### [YOUR INSTRUCTIONS]
Identify every line in the records below that contains the word "styles", and reproduce each one.

### [EXERCISE MATERIALS]

>>

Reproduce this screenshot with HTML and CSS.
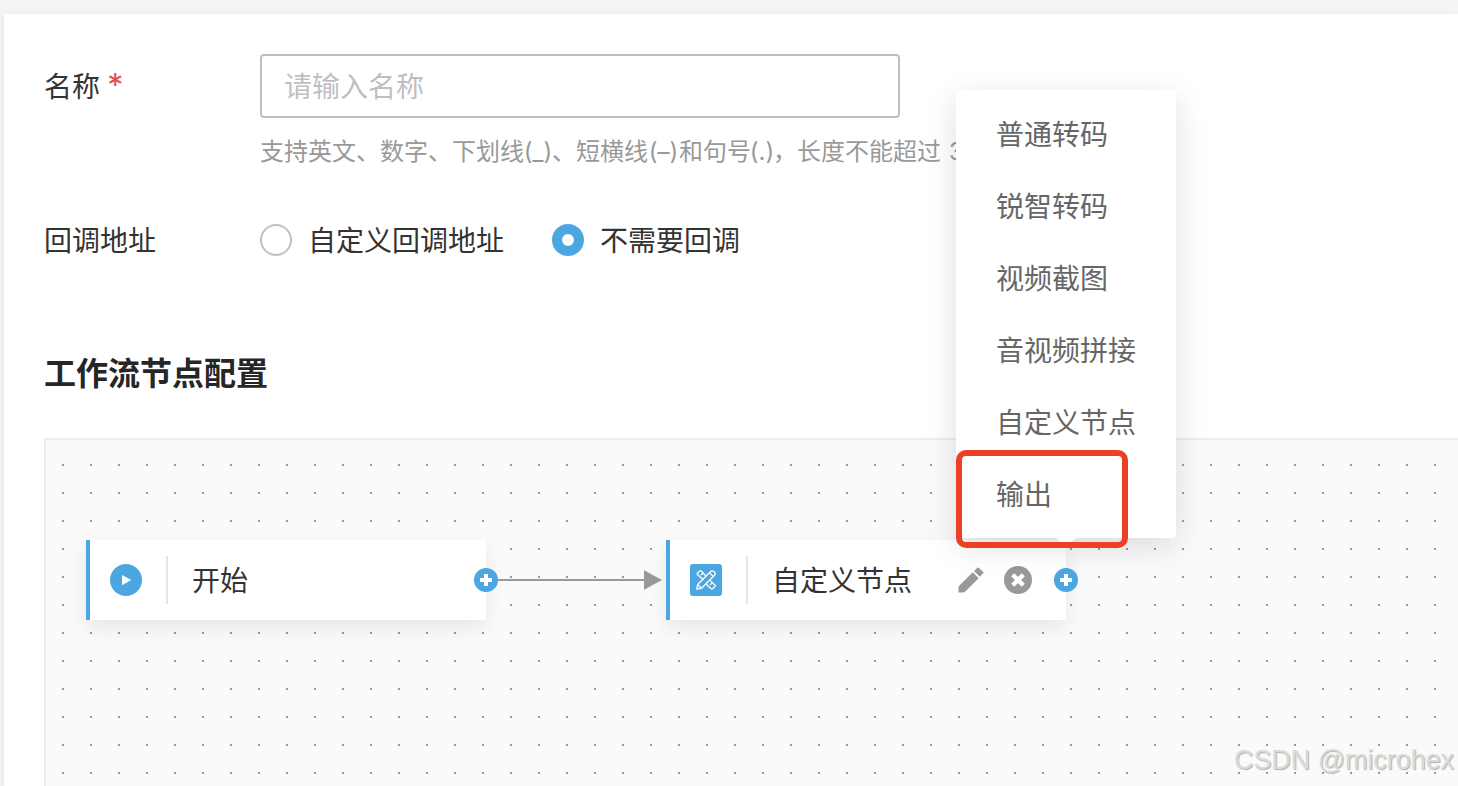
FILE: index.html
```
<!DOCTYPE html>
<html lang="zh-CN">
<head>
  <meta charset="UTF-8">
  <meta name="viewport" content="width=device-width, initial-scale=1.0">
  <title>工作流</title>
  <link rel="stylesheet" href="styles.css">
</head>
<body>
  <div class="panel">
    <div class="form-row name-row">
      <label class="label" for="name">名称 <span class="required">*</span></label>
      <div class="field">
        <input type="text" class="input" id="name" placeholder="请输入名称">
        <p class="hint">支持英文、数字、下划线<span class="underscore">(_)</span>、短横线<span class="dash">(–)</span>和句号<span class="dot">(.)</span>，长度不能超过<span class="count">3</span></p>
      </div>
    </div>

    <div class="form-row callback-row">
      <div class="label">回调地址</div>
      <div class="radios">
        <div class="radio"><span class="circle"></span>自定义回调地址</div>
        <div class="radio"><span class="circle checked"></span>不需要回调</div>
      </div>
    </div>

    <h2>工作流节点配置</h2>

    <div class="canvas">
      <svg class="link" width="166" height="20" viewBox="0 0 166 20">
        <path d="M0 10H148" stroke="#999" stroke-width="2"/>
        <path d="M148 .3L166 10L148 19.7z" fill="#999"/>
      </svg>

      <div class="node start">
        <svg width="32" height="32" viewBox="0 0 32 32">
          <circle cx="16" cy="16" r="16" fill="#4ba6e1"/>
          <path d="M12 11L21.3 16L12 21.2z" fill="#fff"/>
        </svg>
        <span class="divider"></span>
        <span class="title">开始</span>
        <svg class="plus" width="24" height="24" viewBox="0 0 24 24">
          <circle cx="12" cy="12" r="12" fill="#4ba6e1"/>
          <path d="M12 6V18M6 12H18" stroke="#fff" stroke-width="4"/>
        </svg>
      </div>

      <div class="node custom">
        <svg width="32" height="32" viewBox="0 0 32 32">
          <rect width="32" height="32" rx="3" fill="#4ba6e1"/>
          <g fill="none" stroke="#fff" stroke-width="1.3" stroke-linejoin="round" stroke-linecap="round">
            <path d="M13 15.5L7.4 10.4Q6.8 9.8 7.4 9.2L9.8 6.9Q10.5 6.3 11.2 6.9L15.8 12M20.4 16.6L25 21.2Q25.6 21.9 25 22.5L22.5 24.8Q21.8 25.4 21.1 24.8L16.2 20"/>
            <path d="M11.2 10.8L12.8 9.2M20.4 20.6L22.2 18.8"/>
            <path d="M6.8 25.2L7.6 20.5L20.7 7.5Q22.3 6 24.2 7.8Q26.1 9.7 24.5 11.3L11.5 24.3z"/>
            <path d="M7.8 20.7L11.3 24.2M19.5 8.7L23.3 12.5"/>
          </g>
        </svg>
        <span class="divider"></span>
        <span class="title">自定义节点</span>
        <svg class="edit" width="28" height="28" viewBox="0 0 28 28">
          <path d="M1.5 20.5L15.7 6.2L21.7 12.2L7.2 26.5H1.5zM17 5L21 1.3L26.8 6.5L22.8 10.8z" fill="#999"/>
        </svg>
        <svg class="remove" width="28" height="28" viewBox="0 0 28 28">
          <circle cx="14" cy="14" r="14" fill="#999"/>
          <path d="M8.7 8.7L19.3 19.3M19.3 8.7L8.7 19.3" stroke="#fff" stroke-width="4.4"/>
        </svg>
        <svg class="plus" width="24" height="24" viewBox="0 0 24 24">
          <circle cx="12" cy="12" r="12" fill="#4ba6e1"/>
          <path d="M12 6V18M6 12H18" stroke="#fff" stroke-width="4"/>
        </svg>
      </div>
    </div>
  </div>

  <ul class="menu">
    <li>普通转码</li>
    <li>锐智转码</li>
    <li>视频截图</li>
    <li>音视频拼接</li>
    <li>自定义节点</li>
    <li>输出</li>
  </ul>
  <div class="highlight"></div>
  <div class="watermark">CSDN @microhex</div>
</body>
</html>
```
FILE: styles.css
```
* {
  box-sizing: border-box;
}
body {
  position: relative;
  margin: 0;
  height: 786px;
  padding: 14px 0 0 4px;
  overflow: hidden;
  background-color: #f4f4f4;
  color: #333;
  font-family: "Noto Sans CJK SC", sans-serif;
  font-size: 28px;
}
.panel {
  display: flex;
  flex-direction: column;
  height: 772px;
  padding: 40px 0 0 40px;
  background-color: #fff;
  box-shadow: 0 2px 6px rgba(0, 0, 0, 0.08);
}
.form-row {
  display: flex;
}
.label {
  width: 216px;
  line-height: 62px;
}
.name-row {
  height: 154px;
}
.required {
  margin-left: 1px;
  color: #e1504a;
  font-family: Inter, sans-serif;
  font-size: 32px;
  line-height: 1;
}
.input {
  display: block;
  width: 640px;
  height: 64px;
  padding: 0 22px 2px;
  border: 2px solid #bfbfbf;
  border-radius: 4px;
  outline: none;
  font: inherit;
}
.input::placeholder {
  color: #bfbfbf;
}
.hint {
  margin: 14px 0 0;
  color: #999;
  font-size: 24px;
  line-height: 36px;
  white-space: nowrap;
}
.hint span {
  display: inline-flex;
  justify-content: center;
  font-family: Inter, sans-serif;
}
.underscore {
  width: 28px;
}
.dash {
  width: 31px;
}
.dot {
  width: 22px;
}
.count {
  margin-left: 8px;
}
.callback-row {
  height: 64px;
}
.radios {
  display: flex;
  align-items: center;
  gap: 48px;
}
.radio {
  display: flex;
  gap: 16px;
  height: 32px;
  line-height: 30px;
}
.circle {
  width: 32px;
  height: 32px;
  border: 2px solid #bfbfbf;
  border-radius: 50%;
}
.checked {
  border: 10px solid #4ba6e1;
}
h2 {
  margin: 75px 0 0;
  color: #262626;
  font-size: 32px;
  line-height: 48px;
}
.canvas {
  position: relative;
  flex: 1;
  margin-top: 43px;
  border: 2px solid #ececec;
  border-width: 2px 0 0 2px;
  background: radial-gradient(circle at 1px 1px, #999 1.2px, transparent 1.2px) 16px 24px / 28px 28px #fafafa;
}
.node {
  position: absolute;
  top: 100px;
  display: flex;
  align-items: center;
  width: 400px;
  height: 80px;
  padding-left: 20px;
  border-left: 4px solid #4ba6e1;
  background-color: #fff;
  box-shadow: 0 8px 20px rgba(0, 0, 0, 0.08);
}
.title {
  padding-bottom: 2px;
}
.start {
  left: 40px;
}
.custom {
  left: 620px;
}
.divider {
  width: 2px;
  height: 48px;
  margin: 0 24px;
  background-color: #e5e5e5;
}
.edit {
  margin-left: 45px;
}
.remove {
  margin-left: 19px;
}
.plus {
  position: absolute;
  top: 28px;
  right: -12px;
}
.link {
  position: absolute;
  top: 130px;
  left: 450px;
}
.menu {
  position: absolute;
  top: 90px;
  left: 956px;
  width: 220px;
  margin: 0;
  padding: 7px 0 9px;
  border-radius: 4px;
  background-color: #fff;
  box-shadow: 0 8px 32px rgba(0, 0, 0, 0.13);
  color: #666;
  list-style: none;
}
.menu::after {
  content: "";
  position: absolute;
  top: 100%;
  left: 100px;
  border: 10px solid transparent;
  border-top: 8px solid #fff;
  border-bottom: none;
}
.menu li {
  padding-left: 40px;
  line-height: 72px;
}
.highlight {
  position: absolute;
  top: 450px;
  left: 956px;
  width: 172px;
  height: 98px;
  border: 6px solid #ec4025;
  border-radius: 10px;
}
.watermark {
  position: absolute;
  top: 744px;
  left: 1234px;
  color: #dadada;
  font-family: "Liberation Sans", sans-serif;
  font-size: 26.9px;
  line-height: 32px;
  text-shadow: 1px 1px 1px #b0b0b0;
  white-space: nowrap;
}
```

<<
>>

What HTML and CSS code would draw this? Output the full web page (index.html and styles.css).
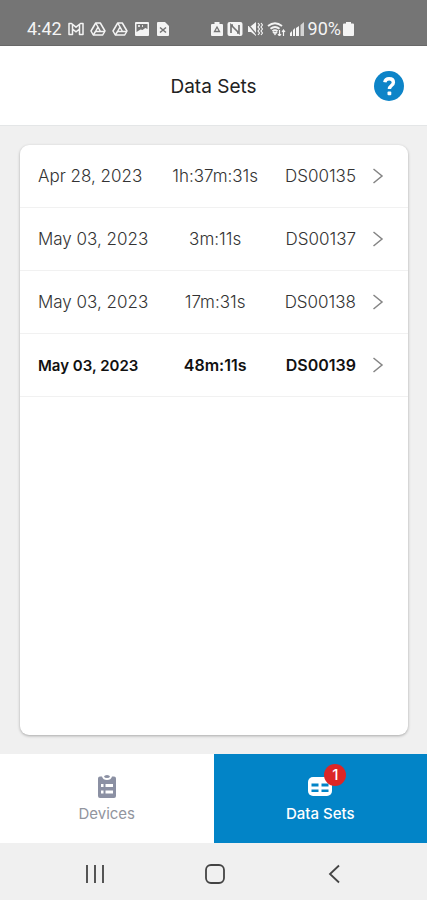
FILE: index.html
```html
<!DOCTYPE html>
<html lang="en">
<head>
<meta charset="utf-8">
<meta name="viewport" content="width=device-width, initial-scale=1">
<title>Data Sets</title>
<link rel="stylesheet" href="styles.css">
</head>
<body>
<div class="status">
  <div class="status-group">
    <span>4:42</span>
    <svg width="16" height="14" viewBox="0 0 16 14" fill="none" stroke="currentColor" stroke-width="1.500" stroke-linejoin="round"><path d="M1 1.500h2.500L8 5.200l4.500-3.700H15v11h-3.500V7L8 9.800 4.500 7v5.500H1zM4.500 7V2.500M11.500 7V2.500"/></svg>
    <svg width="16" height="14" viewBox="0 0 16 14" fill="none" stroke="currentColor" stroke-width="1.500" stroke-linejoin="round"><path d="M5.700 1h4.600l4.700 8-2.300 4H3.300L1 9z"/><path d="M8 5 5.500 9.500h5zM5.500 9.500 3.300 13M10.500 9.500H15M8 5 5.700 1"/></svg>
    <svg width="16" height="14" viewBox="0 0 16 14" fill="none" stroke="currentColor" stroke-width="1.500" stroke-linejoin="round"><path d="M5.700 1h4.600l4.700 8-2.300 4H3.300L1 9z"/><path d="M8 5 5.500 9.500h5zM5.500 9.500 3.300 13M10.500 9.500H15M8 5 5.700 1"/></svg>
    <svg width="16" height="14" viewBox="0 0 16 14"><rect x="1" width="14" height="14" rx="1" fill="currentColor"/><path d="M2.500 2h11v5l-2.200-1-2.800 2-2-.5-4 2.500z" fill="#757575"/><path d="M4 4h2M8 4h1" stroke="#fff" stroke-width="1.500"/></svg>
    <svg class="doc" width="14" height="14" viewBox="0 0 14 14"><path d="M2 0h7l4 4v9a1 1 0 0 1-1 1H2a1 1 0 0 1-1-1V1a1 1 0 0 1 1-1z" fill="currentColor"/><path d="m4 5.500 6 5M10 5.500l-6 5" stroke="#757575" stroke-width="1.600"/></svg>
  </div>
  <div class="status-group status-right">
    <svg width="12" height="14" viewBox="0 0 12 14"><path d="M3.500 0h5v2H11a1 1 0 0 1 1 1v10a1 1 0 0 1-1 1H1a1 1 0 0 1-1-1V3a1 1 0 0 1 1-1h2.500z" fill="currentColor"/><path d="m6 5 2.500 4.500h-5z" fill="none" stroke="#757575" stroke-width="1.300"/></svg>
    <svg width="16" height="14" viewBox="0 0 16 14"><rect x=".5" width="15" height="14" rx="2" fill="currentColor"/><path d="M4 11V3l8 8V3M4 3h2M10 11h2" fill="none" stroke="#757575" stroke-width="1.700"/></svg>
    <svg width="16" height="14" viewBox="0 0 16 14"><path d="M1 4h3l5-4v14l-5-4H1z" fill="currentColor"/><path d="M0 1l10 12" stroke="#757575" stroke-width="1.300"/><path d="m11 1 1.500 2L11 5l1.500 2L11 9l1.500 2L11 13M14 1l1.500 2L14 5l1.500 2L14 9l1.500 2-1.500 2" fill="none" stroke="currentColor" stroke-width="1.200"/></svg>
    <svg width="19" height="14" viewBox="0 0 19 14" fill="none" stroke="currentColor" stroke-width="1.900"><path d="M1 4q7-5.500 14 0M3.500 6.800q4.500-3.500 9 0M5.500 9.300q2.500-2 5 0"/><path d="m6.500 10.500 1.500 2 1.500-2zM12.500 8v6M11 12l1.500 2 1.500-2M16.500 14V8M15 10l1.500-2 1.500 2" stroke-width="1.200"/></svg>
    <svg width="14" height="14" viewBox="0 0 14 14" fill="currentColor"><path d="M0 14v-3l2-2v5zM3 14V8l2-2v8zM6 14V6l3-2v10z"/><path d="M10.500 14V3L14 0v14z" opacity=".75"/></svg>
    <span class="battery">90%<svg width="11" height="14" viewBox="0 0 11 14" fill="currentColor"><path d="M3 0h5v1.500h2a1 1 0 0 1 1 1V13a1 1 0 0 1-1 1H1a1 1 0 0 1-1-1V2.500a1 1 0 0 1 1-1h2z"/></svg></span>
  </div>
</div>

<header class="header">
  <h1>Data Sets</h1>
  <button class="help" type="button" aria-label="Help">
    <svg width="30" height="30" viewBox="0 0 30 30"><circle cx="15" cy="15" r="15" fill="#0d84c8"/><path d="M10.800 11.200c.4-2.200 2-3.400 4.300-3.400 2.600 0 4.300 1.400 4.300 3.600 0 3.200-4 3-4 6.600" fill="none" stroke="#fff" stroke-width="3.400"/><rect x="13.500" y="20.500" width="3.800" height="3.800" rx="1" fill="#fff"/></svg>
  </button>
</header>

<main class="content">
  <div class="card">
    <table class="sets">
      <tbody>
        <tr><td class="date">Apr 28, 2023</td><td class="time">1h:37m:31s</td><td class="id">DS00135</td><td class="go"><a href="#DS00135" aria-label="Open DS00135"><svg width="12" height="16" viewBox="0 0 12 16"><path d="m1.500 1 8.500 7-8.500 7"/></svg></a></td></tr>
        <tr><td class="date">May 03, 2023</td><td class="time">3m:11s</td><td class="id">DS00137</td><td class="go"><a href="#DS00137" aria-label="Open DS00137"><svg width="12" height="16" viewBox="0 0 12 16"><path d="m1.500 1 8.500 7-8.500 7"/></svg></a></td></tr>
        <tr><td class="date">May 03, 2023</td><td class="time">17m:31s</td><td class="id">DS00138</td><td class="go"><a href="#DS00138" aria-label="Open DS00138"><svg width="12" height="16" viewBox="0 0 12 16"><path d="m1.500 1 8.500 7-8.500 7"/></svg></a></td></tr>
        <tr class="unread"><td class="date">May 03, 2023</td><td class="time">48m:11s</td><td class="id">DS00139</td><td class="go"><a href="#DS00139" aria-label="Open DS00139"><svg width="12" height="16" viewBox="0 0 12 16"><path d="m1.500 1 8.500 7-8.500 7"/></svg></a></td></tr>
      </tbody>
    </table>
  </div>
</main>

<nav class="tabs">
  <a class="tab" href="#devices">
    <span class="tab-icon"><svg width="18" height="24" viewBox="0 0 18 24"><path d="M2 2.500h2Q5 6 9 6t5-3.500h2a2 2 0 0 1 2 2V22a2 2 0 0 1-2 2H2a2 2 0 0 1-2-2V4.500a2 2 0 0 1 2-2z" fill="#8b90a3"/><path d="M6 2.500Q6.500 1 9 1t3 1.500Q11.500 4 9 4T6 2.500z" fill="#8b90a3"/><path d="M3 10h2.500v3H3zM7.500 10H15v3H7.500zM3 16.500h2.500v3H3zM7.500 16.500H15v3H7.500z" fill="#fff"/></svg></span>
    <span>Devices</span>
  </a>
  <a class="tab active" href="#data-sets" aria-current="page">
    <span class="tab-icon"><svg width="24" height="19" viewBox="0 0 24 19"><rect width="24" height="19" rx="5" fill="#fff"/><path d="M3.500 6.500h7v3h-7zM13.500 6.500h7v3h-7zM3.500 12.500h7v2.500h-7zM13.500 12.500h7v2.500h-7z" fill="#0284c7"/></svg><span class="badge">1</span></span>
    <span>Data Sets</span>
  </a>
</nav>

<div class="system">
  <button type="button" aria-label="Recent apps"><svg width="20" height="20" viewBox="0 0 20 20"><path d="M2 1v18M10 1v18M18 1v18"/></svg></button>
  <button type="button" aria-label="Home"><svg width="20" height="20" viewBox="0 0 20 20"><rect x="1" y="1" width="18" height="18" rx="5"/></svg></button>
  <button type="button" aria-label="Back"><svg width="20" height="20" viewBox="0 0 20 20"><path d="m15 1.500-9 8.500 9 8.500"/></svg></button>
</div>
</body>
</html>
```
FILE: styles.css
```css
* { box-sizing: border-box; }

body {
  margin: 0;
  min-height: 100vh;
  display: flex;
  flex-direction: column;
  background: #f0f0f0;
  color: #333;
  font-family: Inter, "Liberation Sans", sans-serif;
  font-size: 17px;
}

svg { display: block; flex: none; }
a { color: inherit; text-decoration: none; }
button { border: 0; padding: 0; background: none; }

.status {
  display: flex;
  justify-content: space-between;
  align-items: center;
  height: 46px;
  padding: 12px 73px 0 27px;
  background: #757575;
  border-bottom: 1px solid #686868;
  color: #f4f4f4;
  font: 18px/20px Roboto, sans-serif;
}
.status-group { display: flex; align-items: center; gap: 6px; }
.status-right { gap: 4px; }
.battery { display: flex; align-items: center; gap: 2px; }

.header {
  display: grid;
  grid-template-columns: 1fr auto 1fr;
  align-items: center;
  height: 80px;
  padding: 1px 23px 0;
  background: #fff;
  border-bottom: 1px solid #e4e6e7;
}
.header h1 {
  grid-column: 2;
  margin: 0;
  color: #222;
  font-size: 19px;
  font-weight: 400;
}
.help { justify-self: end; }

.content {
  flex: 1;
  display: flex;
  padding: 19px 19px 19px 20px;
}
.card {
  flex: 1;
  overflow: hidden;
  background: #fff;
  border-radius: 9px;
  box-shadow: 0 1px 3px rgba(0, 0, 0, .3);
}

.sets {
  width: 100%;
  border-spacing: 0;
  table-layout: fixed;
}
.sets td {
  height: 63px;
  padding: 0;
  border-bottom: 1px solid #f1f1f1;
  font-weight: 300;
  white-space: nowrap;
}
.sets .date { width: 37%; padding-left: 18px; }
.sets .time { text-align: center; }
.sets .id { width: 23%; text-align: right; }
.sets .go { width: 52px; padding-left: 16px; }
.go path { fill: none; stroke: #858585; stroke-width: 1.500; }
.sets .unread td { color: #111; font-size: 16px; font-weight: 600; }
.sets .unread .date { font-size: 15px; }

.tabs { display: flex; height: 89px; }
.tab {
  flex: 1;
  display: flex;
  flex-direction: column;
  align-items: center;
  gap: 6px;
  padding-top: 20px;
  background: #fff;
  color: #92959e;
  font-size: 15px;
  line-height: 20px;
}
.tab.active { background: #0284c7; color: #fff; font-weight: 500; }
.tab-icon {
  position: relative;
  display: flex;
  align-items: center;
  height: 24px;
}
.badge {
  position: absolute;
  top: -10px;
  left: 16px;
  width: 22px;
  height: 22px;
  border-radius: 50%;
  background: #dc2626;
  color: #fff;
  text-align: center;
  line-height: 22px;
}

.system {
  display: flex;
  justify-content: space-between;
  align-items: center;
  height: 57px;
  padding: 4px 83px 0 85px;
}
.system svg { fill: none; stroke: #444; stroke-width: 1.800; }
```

<<

### [WRITTEN RESPONSE]
  <link rel="stylesheet" href="styles.css">
FILE: styles.css
What HTML and CSS code would draw this? Output the full web page (index.html and styles.css).
<link rel="stylesheet" href="styles.css">
FILE: styles.css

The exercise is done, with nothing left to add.